** begin **

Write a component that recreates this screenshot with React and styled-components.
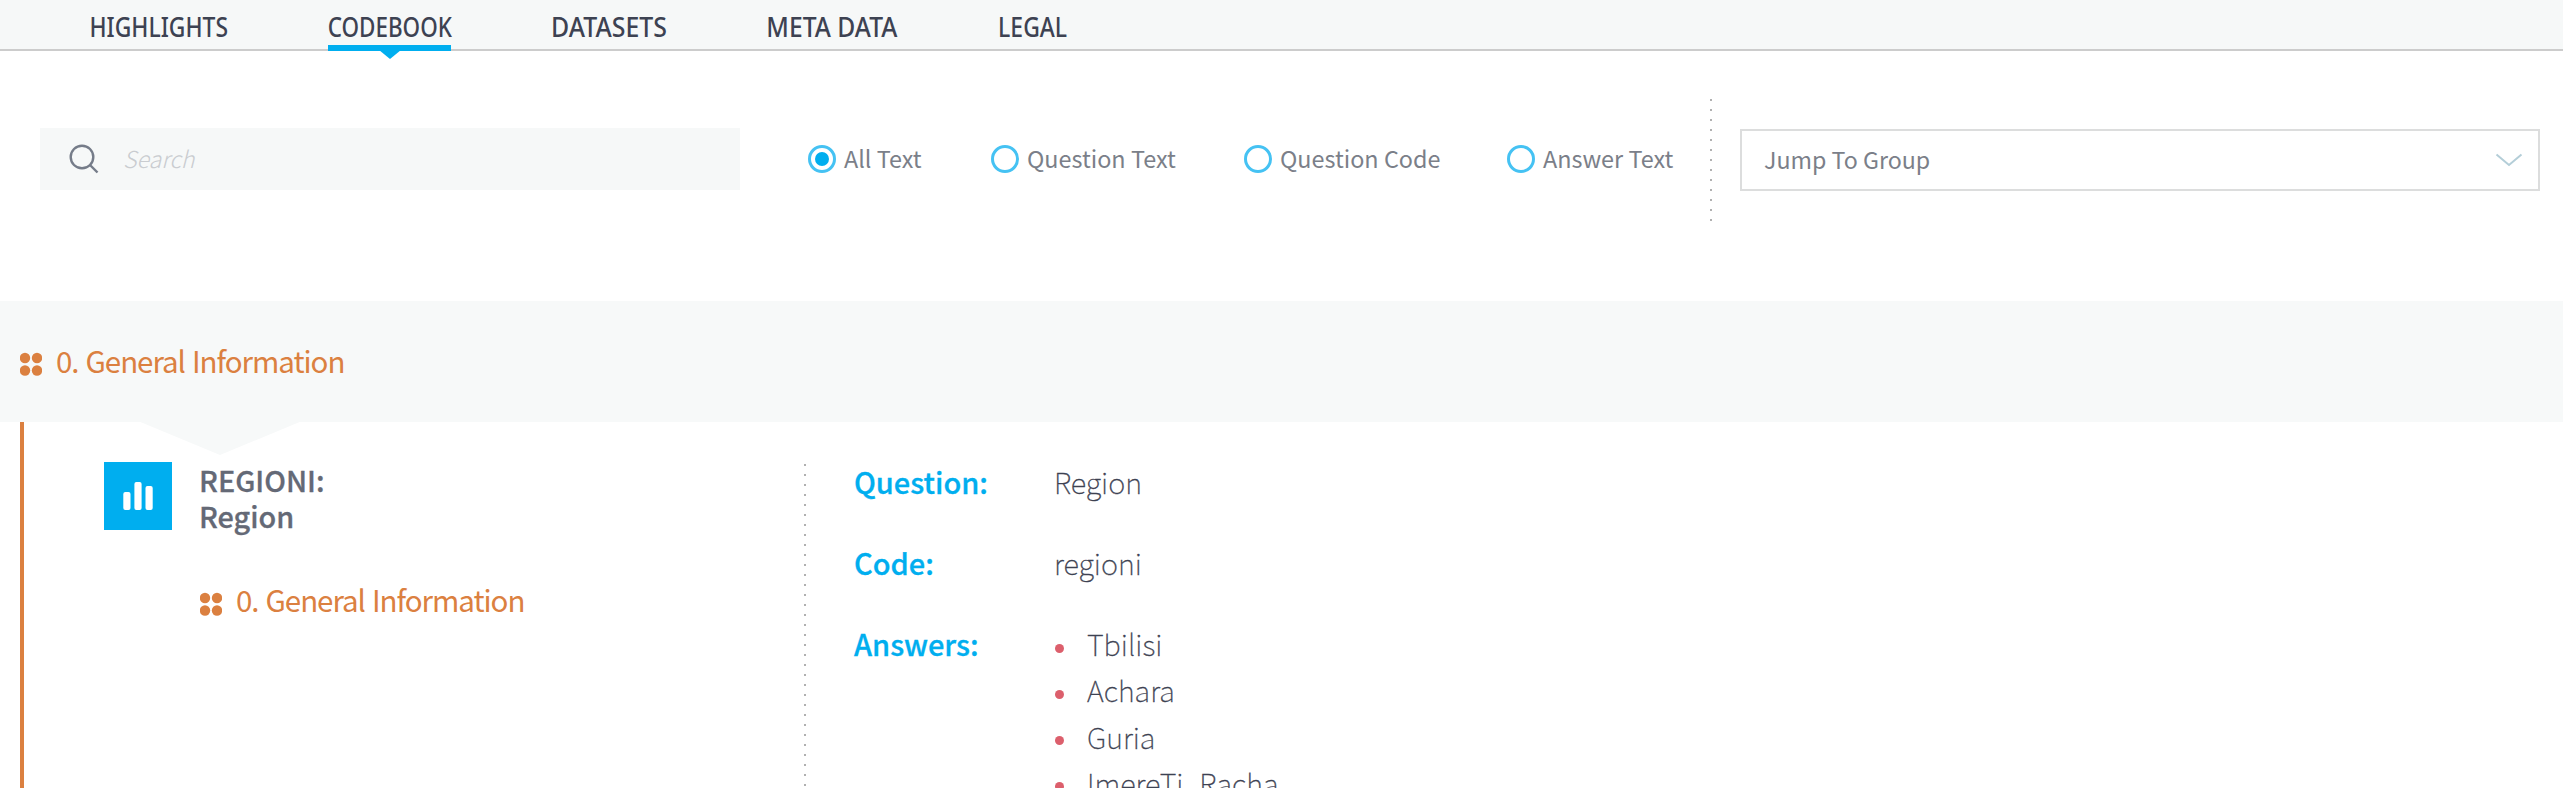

** end **
** begin **

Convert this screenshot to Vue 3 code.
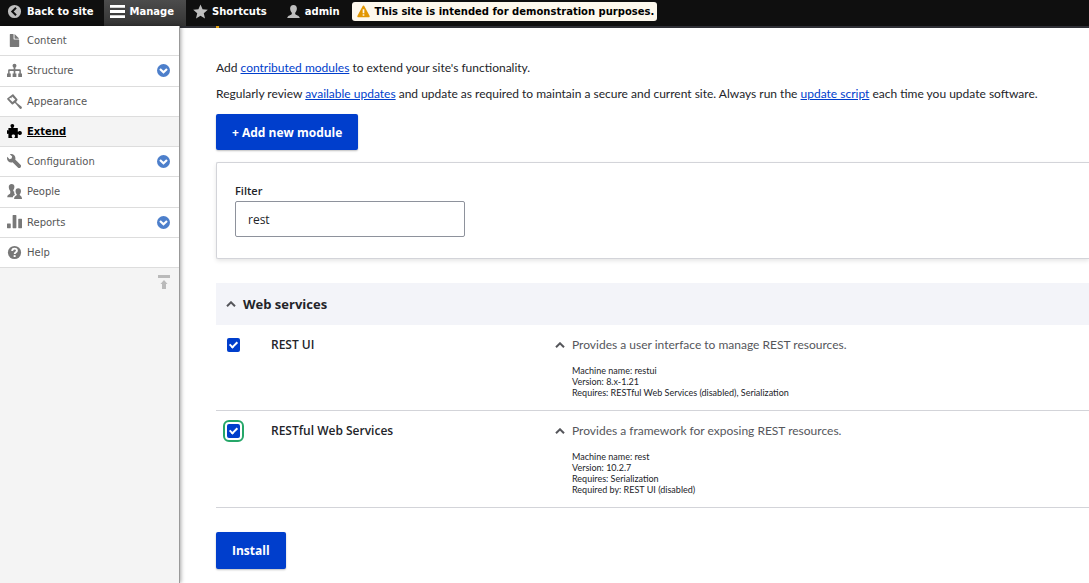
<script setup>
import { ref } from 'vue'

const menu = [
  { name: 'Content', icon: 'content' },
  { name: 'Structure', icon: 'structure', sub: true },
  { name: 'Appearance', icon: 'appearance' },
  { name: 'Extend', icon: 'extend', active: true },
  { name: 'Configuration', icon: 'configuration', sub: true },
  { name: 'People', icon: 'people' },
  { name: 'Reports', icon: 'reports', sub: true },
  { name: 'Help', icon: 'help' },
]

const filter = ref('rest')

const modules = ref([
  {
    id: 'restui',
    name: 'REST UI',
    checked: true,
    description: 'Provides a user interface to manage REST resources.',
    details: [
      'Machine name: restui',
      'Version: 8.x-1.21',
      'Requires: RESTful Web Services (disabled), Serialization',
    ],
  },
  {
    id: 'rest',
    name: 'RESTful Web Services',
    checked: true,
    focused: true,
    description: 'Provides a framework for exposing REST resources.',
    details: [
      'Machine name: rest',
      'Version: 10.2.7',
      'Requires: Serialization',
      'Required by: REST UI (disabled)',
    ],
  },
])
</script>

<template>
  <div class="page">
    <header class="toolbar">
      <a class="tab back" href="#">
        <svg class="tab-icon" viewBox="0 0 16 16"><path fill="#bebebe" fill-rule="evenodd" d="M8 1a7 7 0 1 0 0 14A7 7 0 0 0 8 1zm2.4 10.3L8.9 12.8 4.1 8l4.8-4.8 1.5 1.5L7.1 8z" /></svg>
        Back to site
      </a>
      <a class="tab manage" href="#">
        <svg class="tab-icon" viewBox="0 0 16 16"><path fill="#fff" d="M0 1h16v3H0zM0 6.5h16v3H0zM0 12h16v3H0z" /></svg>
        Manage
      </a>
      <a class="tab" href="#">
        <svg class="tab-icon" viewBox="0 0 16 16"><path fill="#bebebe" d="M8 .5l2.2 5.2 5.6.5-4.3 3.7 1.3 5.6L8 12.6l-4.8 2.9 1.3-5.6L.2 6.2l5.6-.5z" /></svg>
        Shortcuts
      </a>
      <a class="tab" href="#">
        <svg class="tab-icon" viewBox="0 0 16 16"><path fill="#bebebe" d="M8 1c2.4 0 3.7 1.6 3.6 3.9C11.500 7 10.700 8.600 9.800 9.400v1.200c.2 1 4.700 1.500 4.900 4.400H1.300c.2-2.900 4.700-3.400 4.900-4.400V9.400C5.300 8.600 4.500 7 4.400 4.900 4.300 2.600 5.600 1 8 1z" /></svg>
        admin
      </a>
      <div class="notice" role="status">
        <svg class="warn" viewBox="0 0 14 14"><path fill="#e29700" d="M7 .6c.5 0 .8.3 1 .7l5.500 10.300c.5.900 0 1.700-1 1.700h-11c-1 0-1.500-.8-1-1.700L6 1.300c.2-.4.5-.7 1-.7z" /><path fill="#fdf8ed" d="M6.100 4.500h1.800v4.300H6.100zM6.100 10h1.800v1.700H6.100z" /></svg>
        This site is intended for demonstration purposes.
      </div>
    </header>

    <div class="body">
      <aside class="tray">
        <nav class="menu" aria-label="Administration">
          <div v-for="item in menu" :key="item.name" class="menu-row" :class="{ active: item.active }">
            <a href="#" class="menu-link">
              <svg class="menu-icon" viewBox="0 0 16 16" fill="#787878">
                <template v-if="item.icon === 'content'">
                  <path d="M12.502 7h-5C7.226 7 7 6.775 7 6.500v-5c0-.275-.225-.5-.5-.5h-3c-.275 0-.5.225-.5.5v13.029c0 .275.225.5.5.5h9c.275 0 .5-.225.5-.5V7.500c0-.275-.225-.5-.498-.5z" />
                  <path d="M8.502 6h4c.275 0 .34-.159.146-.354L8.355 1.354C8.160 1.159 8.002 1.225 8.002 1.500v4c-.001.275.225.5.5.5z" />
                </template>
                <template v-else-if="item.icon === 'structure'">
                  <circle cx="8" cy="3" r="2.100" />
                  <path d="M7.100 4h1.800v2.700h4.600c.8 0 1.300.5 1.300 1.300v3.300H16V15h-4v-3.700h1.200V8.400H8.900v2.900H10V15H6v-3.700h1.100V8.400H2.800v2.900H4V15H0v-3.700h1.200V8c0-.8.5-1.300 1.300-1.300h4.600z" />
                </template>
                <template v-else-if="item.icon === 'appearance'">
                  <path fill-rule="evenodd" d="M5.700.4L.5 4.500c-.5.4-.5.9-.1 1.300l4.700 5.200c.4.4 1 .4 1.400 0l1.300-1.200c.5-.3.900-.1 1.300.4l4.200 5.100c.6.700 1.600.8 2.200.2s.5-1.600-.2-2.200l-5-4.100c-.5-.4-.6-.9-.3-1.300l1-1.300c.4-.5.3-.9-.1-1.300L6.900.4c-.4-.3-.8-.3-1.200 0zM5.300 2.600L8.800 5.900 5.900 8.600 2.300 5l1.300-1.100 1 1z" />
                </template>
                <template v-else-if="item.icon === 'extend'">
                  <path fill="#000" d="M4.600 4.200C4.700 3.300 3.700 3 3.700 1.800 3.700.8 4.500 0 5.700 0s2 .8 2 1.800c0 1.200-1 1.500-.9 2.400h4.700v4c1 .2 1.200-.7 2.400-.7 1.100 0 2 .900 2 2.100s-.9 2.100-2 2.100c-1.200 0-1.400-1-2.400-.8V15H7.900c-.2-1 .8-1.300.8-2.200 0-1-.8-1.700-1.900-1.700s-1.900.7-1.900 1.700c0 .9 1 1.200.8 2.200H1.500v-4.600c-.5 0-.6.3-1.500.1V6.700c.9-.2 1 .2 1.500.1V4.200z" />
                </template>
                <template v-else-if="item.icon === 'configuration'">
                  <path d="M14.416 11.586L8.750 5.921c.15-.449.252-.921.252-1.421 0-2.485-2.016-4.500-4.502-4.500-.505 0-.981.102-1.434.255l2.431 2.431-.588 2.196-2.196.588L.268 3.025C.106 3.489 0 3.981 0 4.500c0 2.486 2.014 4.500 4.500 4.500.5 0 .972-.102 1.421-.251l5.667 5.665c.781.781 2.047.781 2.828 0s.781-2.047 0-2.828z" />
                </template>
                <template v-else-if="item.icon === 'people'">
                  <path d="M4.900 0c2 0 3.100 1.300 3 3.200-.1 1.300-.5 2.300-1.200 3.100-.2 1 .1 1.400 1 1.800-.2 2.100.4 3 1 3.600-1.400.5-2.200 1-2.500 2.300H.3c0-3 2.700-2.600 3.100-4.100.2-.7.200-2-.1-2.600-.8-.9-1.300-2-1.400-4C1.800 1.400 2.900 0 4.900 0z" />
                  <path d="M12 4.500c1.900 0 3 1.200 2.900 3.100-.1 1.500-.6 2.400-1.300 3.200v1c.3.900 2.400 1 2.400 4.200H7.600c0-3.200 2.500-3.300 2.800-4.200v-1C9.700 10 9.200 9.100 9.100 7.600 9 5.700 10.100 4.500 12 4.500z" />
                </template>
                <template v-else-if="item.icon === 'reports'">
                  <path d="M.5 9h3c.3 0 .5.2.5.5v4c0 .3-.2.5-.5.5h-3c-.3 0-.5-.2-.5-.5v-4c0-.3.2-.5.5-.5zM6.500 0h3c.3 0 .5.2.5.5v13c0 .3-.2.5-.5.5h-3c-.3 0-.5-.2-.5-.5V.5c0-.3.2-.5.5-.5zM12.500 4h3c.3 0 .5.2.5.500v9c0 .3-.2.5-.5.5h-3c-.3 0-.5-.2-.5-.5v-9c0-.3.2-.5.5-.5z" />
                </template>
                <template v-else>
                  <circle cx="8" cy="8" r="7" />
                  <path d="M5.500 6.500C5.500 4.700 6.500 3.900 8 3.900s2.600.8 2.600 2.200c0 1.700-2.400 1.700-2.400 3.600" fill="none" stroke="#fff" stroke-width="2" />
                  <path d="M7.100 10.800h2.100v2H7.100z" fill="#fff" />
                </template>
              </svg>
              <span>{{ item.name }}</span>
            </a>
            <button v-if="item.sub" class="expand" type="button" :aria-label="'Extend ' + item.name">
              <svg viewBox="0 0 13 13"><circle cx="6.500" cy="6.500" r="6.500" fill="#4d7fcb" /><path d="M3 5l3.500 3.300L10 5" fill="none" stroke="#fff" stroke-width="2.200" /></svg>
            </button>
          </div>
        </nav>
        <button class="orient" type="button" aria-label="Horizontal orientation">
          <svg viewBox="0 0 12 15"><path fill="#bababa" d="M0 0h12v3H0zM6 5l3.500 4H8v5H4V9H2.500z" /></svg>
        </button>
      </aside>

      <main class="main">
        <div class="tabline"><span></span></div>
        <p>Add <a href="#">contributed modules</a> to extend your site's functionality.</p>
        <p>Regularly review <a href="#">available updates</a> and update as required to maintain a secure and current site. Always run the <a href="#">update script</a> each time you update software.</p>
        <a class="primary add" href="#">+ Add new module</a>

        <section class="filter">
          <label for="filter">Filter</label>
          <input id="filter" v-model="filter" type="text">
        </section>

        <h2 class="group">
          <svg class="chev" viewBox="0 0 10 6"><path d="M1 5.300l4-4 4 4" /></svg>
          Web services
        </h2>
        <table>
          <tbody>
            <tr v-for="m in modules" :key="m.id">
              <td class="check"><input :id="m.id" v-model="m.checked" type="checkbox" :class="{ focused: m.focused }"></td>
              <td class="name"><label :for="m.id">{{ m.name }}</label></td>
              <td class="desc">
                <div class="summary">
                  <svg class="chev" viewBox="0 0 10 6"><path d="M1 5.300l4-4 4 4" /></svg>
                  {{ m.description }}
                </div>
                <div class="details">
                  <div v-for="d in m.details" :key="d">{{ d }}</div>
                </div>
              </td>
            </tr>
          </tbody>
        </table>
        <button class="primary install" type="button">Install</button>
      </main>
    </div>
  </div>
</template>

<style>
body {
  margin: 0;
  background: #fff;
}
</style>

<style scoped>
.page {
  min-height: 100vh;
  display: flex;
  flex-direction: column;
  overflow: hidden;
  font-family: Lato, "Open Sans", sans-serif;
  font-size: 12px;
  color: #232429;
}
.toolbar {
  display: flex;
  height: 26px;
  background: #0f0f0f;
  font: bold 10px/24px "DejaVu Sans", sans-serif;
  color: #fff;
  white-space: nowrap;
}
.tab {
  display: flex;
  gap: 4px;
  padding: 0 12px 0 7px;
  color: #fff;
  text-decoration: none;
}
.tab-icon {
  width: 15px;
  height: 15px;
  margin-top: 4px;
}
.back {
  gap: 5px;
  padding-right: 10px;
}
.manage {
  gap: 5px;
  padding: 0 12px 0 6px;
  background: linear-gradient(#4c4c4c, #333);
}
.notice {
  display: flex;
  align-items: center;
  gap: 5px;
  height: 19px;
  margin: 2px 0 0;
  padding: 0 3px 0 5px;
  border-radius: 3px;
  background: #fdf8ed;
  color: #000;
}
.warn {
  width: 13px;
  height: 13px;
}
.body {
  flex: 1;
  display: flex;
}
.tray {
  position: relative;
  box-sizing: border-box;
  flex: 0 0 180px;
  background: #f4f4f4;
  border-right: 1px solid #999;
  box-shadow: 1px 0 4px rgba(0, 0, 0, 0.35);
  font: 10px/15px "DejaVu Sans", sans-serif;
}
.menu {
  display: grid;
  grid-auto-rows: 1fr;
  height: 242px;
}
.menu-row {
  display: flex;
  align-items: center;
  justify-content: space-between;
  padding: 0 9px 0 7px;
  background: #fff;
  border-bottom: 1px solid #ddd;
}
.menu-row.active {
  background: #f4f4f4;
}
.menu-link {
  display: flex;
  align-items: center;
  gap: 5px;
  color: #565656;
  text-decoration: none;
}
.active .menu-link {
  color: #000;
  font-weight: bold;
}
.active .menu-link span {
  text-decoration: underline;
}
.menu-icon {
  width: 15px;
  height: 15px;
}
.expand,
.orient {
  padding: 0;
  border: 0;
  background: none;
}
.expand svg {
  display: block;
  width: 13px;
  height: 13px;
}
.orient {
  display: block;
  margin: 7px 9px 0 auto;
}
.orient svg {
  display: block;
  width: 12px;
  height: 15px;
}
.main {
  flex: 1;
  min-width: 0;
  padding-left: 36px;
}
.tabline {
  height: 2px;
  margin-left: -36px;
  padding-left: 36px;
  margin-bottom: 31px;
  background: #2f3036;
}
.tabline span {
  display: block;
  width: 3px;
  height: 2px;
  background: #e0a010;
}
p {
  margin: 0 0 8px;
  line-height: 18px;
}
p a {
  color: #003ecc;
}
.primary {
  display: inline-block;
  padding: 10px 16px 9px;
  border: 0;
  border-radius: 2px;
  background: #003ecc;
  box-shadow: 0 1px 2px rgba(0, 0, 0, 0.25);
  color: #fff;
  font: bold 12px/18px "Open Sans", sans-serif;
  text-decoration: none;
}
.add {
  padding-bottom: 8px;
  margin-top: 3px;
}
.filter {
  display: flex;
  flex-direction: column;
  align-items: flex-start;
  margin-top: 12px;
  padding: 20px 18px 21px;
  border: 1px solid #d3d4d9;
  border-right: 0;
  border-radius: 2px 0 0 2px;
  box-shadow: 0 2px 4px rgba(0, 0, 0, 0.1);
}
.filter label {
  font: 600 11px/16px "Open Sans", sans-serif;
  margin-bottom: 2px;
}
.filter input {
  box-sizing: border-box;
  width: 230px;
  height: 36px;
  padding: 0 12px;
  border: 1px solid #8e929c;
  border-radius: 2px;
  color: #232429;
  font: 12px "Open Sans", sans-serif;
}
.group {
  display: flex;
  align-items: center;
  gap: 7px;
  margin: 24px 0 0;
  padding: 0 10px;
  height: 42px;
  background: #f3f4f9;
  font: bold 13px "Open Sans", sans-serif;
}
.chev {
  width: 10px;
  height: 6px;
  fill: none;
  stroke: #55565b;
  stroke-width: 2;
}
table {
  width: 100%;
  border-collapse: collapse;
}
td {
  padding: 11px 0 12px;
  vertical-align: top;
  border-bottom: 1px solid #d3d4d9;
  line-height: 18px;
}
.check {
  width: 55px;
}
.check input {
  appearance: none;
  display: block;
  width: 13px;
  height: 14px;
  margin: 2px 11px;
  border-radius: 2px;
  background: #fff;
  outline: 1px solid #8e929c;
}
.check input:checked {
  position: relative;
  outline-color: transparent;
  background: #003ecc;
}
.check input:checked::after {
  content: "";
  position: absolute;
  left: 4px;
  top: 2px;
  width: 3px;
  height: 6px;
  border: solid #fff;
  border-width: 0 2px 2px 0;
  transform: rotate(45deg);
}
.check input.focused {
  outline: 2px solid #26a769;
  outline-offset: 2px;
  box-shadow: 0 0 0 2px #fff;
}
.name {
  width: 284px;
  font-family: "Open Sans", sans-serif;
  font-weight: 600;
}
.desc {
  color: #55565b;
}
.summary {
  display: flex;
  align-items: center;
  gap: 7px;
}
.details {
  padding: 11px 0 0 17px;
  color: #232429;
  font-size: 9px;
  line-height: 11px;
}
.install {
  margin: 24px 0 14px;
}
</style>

** end **

* _Exercise brief_
Look through the entries above; copy each line where the string "screenshot" appears.

* _Worked answer_
Write a component that recreates this screenshot with React and styled-components.
Convert this screenshot to Vue 3 code.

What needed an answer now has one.